* **Entries with page source code**
## begin

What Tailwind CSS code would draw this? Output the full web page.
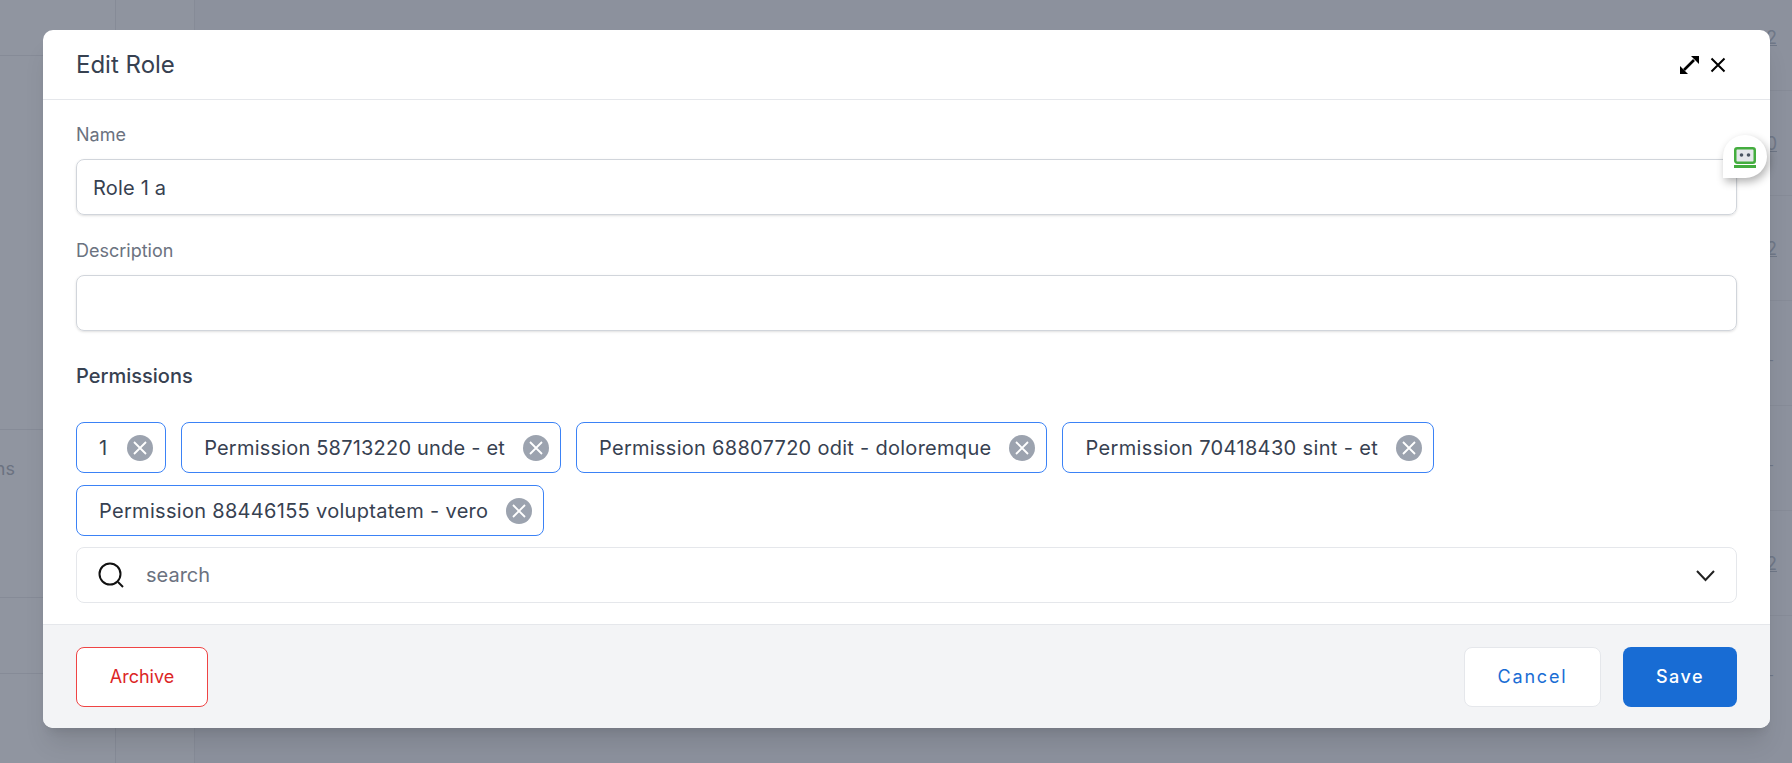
<!DOCTYPE html>
<html lang="en">
<head>
    <meta charset="UTF-8">
    <title>Edit Role</title>
    <script src="https://cdn.jsdelivr.net/npm/@tailwindcss/browser@4"></script>
</head>
<body class="h-[763px] overflow-hidden bg-white font-['Inter',sans-serif]">
    <div class="relative h-[763px] w-full overflow-hidden bg-[#8c919d]">

        <!-- Page behind the overlay -->
        <div class="absolute inset-0 flex">
            <div class="h-full w-[116px] border-r border-[#868b97] bg-[#9095a0]">
                <div class="h-[56px] border-b border-[#868b97]"></div>
                <div class="h-[374px] border-b border-[#868b97]"></div>
                <div class="h-[168px] border-b border-[#868b97] pt-[25px] text-[18px] leading-7 text-[#6b7280]"><span class="flex w-[15px] justify-end whitespace-nowrap">Permissions</span></div>
                <div class="h-[76px] border-b border-[#868b97]"></div>
            </div>
            <div class="h-full w-[79px] border-r border-[#868b97] bg-[#8f949f]"></div>
            <div class="h-full flex-1 bg-[#8c919d]">
                <div class="ml-auto flex w-[40px] flex-col text-[18px] text-[#6f7787]">
                    <div class="flex h-[91px] items-center justify-end border-b border-[#868b97] pb-[15px] pr-[15px] underline">2</div>
                    <div class="flex h-[105px] items-center justify-end border-b border-[#868b97] pr-[15px] underline">0</div>
                    <div class="flex h-[105px] items-center justify-end border-b border-[#868b97] pr-[15px] underline">2</div>
                    <div class="flex h-[105px] items-center justify-end border-b border-[#868b97] pt-[12px] pr-[18px] text-[14px]">-</div>
                    <div class="flex h-[105px] items-center justify-end border-b border-[#868b97] pt-[12px] pr-[18px] text-[14px]">-</div>
                    <div class="flex h-[105px] items-center justify-end border-b border-[#868b97] pr-[15px] underline">2</div>
                    <div class="flex h-[105px] items-center justify-end pt-[12px] pr-[18px] text-[14px]">-</div>
                </div>
            </div>
        </div>

        <!-- Modal -->
        <div class="absolute left-[43px] top-[30px] flex h-[698px] w-[1727px] flex-col overflow-hidden rounded-[10px] bg-white shadow-xl">
            <div class="flex h-[70px] shrink-0 items-center justify-between border-b border-[#e5e7eb] pl-[33px] pr-[40px]">
                <h1 class="text-[24px] font-normal text-[#374151]">Edit Role</h1>
                <div class="flex items-center gap-[5px]">
                    <svg class="h-6 w-6" viewBox="0 0 24 24" fill="none" stroke="#000" stroke-width="2.6">
                        <path d="M7 17 17 7"/>
                        <path d="M14 3h8v8z" fill="#000" stroke="none"/>
                        <path d="M3 13v8h8z" fill="#000" stroke="none"/>
                    </svg>
                    <svg class="h-6 w-6" viewBox="0 0 24 24" fill="none" stroke="#000" stroke-width="2">
                        <path d="M5.500 5.500l13 13M18.500 5.500l-13 13"/>
                    </svg>
                </div>
            </div>

            <div class="flex-1 px-[33px] pt-[21px]">
                <label class="block text-[18px] leading-7 text-[#6b7280]">Name</label>
                <input value="Role 1 a" class="mt-[10px] block h-14 w-full rounded-lg border border-[#d1d5db] px-4 pt-[1px] text-[20px] tracking-[0.2px] text-[#374151] shadow-sm">
                <label class="mt-[22px] block text-[18px] leading-7 text-[#6b7280]">Description</label>
                <input class="mt-[10px] block h-14 w-full rounded-lg border border-[#d1d5db] px-4 text-[20px] text-[#374151] shadow-sm">
                <h2 class="mt-[31px] text-[20px] font-medium leading-7 text-[#374151]">Permissions</h2>

                <div class="mt-[32px] flex flex-wrap gap-x-[15px] gap-y-[12px] text-[20px] text-[#374151]">
                    <div class="flex h-[51px] items-center rounded-lg border border-[#3b82f6] pl-[22px] pr-[12px]">1<span class="ml-[20px] flex h-[26px] w-[26px] items-center justify-center rounded-full bg-[#9ca3af]"><svg class="h-4 w-4" viewBox="0 0 16 16" stroke="#fff" stroke-width="1.8"><path d="M2 2l12 12M14 2 2 14"/></svg></span></div>
                    <div class="flex h-[51px] items-center rounded-lg border border-[#3b82f6] pl-[22px] pr-[11px] tracking-[0.2px]">Permission 58713220 unde - et<span class="ml-[18px] flex h-[26px] w-[26px] items-center justify-center rounded-full bg-[#9ca3af]"><svg class="h-4 w-4" viewBox="0 0 16 16" stroke="#fff" stroke-width="1.8"><path d="M2 2l12 12M14 2 2 14"/></svg></span></div>
                    <div class="flex h-[51px] items-center rounded-lg border border-[#3b82f6] pl-[22px] pr-[11px] tracking-[0.28px]">Permission 68807720 odit - doloremque<span class="ml-[18px] flex h-[26px] w-[26px] items-center justify-center rounded-full bg-[#9ca3af]"><svg class="h-4 w-4" viewBox="0 0 16 16" stroke="#fff" stroke-width="1.8"><path d="M2 2l12 12M14 2 2 14"/></svg></span></div>
                    <div class="flex h-[51px] items-center rounded-lg border border-[#3b82f6] pl-[22px] pr-[11px] tracking-[0.35px]">Permission 70418430 sint - et<span class="ml-[18px] flex h-[26px] w-[26px] items-center justify-center rounded-full bg-[#9ca3af]"><svg class="h-4 w-4" viewBox="0 0 16 16" stroke="#fff" stroke-width="1.8"><path d="M2 2l12 12M14 2 2 14"/></svg></span></div>
                    <div class="flex h-[51px] items-center rounded-lg border border-[#3b82f6] pl-[22px] pr-[11px] tracking-[0.3px]">Permission 88446155 voluptatem - vero<span class="ml-[18px] flex h-[26px] w-[26px] items-center justify-center rounded-full bg-[#9ca3af]"><svg class="h-4 w-4" viewBox="0 0 16 16" stroke="#fff" stroke-width="1.8"><path d="M2 2l12 12M14 2 2 14"/></svg></span></div>
                </div>

                <div class="mt-[11px] flex h-14 items-center rounded-lg border border-[#e5e7eb] pl-[21px] pr-[20px]">
                    <svg class="h-[26px] w-[26px] shrink-0" viewBox="0 0 26 26" fill="none" stroke="#111" stroke-width="2"><circle cx="12" cy="12" r="10.500"/><path d="M20 20l5 5"/></svg>
                    <span class="ml-[22px] flex-1 text-[20px] text-[#6b7280]">search</span>
                    <svg class="h-5 w-5" viewBox="0 0 20 20" fill="none" stroke="#222" stroke-width="2"><path d="M1 6l8.500 9L18 6"/></svg>
                </div>
            </div>

            <div class="flex h-[104px] shrink-0 items-center justify-between border-t border-[#e5e7eb] bg-[#f3f4f6] px-[33px]">
                <button class="h-[60px] w-[132px] rounded-lg border border-[#ef4444] bg-white text-[18px] font-normal text-[#dc2626]">Archive</button>
                <div class="flex gap-[22px]">
                    <button class="h-[60px] w-[137px] rounded-lg border border-[#e5e7eb] bg-white text-[18px] font-normal tracking-widest text-[#1a6dd4]">Cancel</button>
                    <button class="h-[60px] w-[114px] rounded-lg bg-[#186cd4] text-[18px] font-medium tracking-[0.08em] text-white">Save</button>
                </div>
            </div>
        </div>

        <!-- Password manager badge -->
        <div class="absolute left-[1723px] top-[135px] flex h-[43px] w-[44px] items-center justify-center rounded-[22px] rounded-bl-none bg-white shadow-[2px_4px_8px_rgba(0,0,0,0.3)]">
            <svg class="h-6 w-6" viewBox="0 0 24 24">
                <rect x="2.250" y="3.250" width="19.500" height="14.500" rx="2" fill="#e5e7eb" stroke="#44ad3f" stroke-width="2.500"/>
                <circle cx="8.500" cy="10" r="1.800" fill="#4b5563"/>
                <circle cx="15.500" cy="10" r="1.800" fill="#4b5563"/>
                <rect x="1" y="20" width="22" height="3" fill="#44ad3f"/>
            </svg>
        </div>
    </div>
</body>
</html>
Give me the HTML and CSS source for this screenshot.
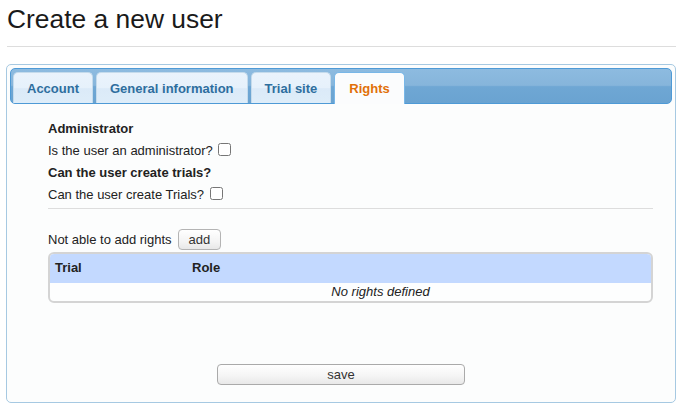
FILE: index.html
```html
<!DOCTYPE html>
<html>
<head>
<meta charset="utf-8">
<link rel="stylesheet" href="styles.css">
</head>
<body>
<div class="page">
  <h1 class="title">Create a new user</h1>
  <div class="rule"></div>
  <div class="widget">
    <ul class="nav">
      <li class="tab">Account</li>
      <li class="tab">General information</li>
      <li class="tab">Trial site</li>
      <li class="tab active">Rights</li>
    </ul>
    <div class="panel">
      <div class="section">
        <div class="row bold">Administrator</div>
        <div class="row">Is the user an administrator? <input type="checkbox" class="chk"></div>
        <div class="row bold">Can the user create trials?</div>
        <div class="row">Can the user create Trials? <input type="checkbox" class="chk"></div>
        <div class="sep"></div>
        <div class="addrow">
          <span>Not able to add rights</span>
          <button class="btn add">add</button>
        </div>
        <div class="grid">
          <div class="ghead">
            <div class="c1">Trial</div>
            <div class="c2">Role</div>
          </div>
          <div class="gempty">No rights defined</div>
        </div>
      </div>
      <div class="footer">
        <button class="btn save">save</button>
      </div>
    </div>
  </div>
</div>
</body>
</html>
```
FILE: styles.css
```css
html, body {
  margin: 0;
  padding: 0;
  background: #ffffff;
}
body {
  font-family: "Liberation Sans", Arial, sans-serif;
  font-size: 13px;
  color: #222222;
}
.page {
  padding: 0 8px 0 6px;
  width: 670px;
}
.title {
  margin: 4px 0 0 1px;
  font-size: 26.4px;
  line-height: 30px;
  font-weight: normal;
  color: #1a1a1a;
}
.rule {
  margin: 12px 0 0 1px;
  height: 1px;
  background: #dddddd;
}
.widget {
  margin-top: 17px;
  border: 1px solid #a6c9e2;
  border-radius: 5px;
  padding: 3px;
  background: #fcfdfd;
}
.nav {
  list-style: none;
  margin: 0;
  padding: 3px 2px 0 2px;
  display: flex;
  align-items: flex-end;
  border: 1px solid #4e9ad6;
  border-radius: 5px;
  background: linear-gradient(to bottom, #8dbbe0 0%, #86b5db 48%, #6fa7d4 52%, #6aa3d1 100%);
}
.tab {
  margin: 0 3px 0 0;
  padding: 8px 13px 7px;
  line-height: 15px;
  font-weight: bold;
  color: #2e6e9e;
  border: 1px solid #c5dbec;
  border-bottom: 0;
  border-radius: 5px 5px 0 0;
  background: linear-gradient(to bottom, #eaf3fc 0%, #e6f1fb 50%, #dbeaf8 52%, #deedf9 100%);
}
.tab.active {
  color: #e17009;
  border-color: #79b7e7;
  background: #fbfcfd;
  margin-bottom: -1px;
  padding: 8px 14px;
}
.panel {
  padding: 14px 0 14px 0;
}
.section {
  margin: 0 19px 0 38px;
}
.row {
  line-height: 22px;
  height: 22px;
}
.bold {
  font-weight: bold;
}
.chk {
  margin: 0 0 0 2px;
  width: 13px;
  height: 13px;
  vertical-align: -1px;
}
.sep {
  margin-top: 2px;
  height: 1px;
  background: #dddddd;
}
.addrow {
  margin-top: 20px;
  display: flex;
  align-items: center;
  gap: 6px;
  line-height: 15px;
}
.btn {
  font-family: "Liberation Sans", Arial, sans-serif;
  font-size: 13px;
  line-height: 15px;
  color: #333333;
  border: 1px solid #b4b4b4;
  border-radius: 4px;
  background: linear-gradient(to bottom, #ffffff 0%, #f4f4f4 60%, #e8e8e8 100%);
  margin: 0;
}
.add {
  padding: 2px 10px;
  height: 21px;
}
.grid {
  margin-top: 2px;
  border: 2px solid #d4d4d4;
  border-radius: 6px;
  overflow: hidden;
  background: #fdfefe;
}
.ghead {
  display: flex;
  background: #c3d9ff;
  font-weight: bold;
  line-height: 15px;
  padding: 6px 0 8px;
}
.c1 {
  width: 142px;
  padding-left: 5px;
  box-sizing: border-box;
}
.gempty {
  font-style: italic;
  text-align: center;
  line-height: 15px;
  padding: 1px 0 2px 60px;
}
.footer {
  margin-top: 61px;
  display: flex;
  justify-content: center;
}
.save {
  width: 248px;
  height: 21px;
  padding: 2px 0;
  border-color: #aaaaaa;
}
```
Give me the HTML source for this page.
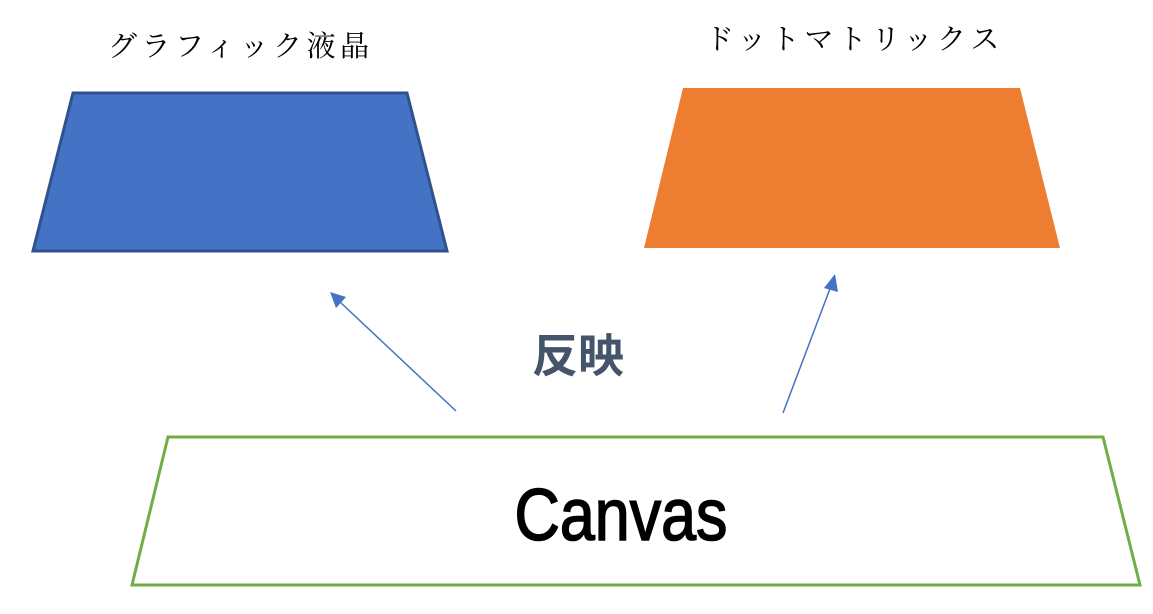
<!DOCTYPE html><html><head><meta charset="utf-8"><style>
body{margin:0;width:1153px;height:614px;background:#fff;overflow:hidden;position:relative}
.t{position:absolute;font-family:"Liberation Serif","Noto Serif CJK SC",serif;font-size:29px;color:#000;white-space:nowrap;line-height:1}
</style></head><body>
<svg width="1153" height="614" style="position:absolute;left:0;top:0">
<polygon points="73,93 407,93 447,251 33,251" fill="#4472c4" stroke="#2f528f" stroke-width="3"/>
<polygon points="683,88 1020,88 1060,248 644,248" fill="#ed7d31"/>
<polygon points="168,437 1103,437 1140,585 132,585" fill="#fff" stroke="#70ad47" stroke-width="3"/>
<line x1="456" y1="411" x2="340" y2="302" stroke="#4472c4" stroke-width="1.5"/>
<polygon points="330,292 346,297 336,308" fill="#4472c4"/>
<line x1="783" y1="413" x2="831" y2="286" stroke="#4472c4" stroke-width="1.5"/>
<polygon points="835,274 838,292 824,288" fill="#4472c4"/>
<text x="532" y="372" font-family="Noto Sans CJK JP,sans-serif" font-weight="bold" font-size="46" fill="#44546a">反映</text>
<text x="621" y="540" text-anchor="middle" font-family="Liberation Sans,sans-serif" font-size="73" fill="#000" stroke="#000" stroke-width="1.6" transform="translate(621,0) scale(0.86,1) translate(-621,0)">Canvas</text>
</svg>
<div class="t" style="left:108px;top:33px;letter-spacing:4.5px">グラフィック液晶</div>
<div class="t" style="left:705px;top:26px;letter-spacing:4.5px">ドットマトリックス</div>
</body></html>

## end

* **What this task involves**
The required output is the exact run of lines from the start of the records through the line containing "h-[763px] w-full overflow-hidden", both ends included, with no pictures.

* **Expected answer**
What Tailwind CSS code would draw this? Output the full web page.
<!DOCTYPE html>
<html lang="en">
<head>
    <meta charset="UTF-8">
    <title>Edit Role</title>
    <script src="https://cdn.jsdelivr.net/npm/@tailwindcss/browser@4"></script>
</head>
<body class="h-[763px] overflow-hidden bg-white font-['Inter',sans-serif]">
    <div class="relative h-[763px] w-full overflow-hidden bg-[#8c919d]">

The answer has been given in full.